During the Vietnam War, the Americans defied the International Agreement on the Neutrality of Laos that they signed in 1962 in Geneva, and bombed Laos consistently for NINE YEARS in an effort to block North Vietnam from sending supplies to South Vietnam using the famed Ho Chi Minh Road. Despite Laos being a ‘neutral country,’ American secretly bombed the country in fear of communism, and even today millions of unexploded bombs remain. In the rice fields, the jungles, in the villages, along the roads etc. The bombs that were mainly used were ‘cluster bombs,’ a large container that would fall apart in the air and release thousands of ‘bombies’ that looked like a tennis ball but were built with gunpowder and hundreds of steel ball bearings that exploded when spun a certain way. Researchers estimate somewhere between 10-30% of these bombs didn’t explode on impact during the war, so these are the ones that remain on the ground in Laos, continuing to maim and kill children, and farmers plowing their fields.

Really sad considering this ‘Secret War’ against Laos was not even known for years after, and despite efforts to clear the country of bombs, something like 70 million unexploded bombs are still estimated to remain in the rural areas. Millions!!! The museum was very informative, and it explained that a lot of people in rural villages will risk their lives to find these bombs and pull them apart to either use the gunpowder inside or to sell the scrap metal. A trade that is very profitable for these poor villagers.

There were examples of everyday household tools that were made from UXO scrap metal, from spoons, pots, stoves, troughs, supports for houses, anything you can think of, the locals have already made considering they have been living with these bombs in their backyards for decades. We saw a few spoons made from UXO metal on sale at night markets in Luang Prabang, but the museum is against tourists purchasing these, as it encourages sellers to continue buying them from the villagers who will continue to put their lives at risk!

Anyway, we decided to come back, two months on, as we remembered that we didn’t have time to watch the free documentaries last time. We chose to watch an Australian Broadcasting production called Bomb Harvest, and a Canadian production from 2001 called Bombies.

Bomb Harvest followed an Australian ex-solider who now lives in Laos and helps clear UXOs by training locals. Despite the appalling subject matter, the main dude, Laith Stevens, was humorous and entertaining to both his students and the camera. Really informative and thought provoking at times. Especially the re-enactments involving Lao children.

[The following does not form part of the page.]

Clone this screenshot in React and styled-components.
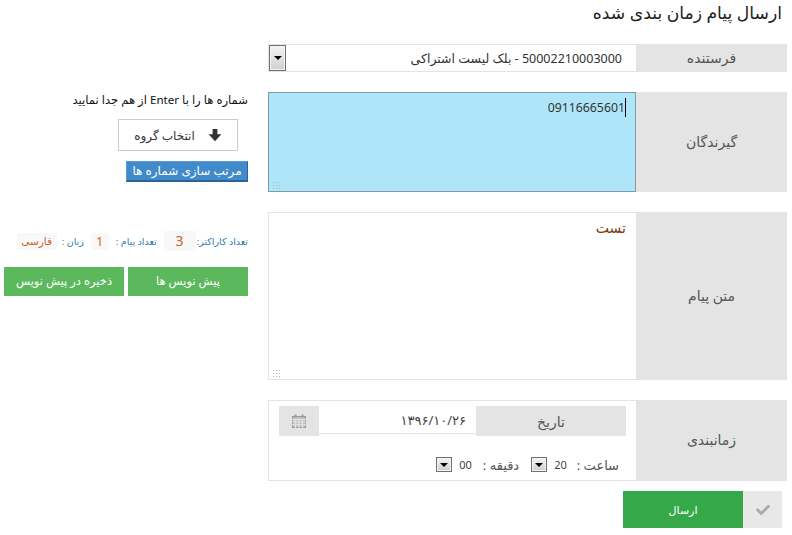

Bombies was an earlier production and the footage was very dated, though still informative. The main purpose of this film was to highlight that Bombies are still being made, and still being used today in war torn countries! It got quite political and emotional at times with interviews with various people affected by the situation; the founder of MAG (Mines Advisory Group) and co-laureate of the 1997 Nobel Peace prize, Rae McGrat, an interview with journalist, Fred Branfman, who discovered that secrets bombs were being dropped in Laos, an interview with the late Marv Davidov, who for decades had been campaigning against bomb manufacturing company, Honeywell, and an interview with an American pilot who dropped bombs and later returned to Laos to supply medical supplies. There were some opinions expressed in the film that America does have some sort of responsibility to help clear the bombs in Laos in order for the country to develop.

Most confronting was the story of the Laotian man whose family hid in a cave with 200 other people for three years. When he returned from hunting one day, he realised that the cave had been bombed. The Americans fired four bombs into the cave, three missed but the last exploded inside killing everyone inside including this man’s wife and children. Even now, decades on, he still finds bone fragments coming out of the soil when he returns to pay his respects to the dead.

COPE is a very good way to spend an afternoon in Vientiane. It’s completely free, has a store where you can buy locally made knick-knacks, a small cinema room where you can choose a doco, and a well thought out museum with some very confronting photos and items. It also has very cold air-conditioning if you need to get away from the heat. I wouldn’t recommend it to very young children, but children over ten years old would probably understand the situation and get more out of it.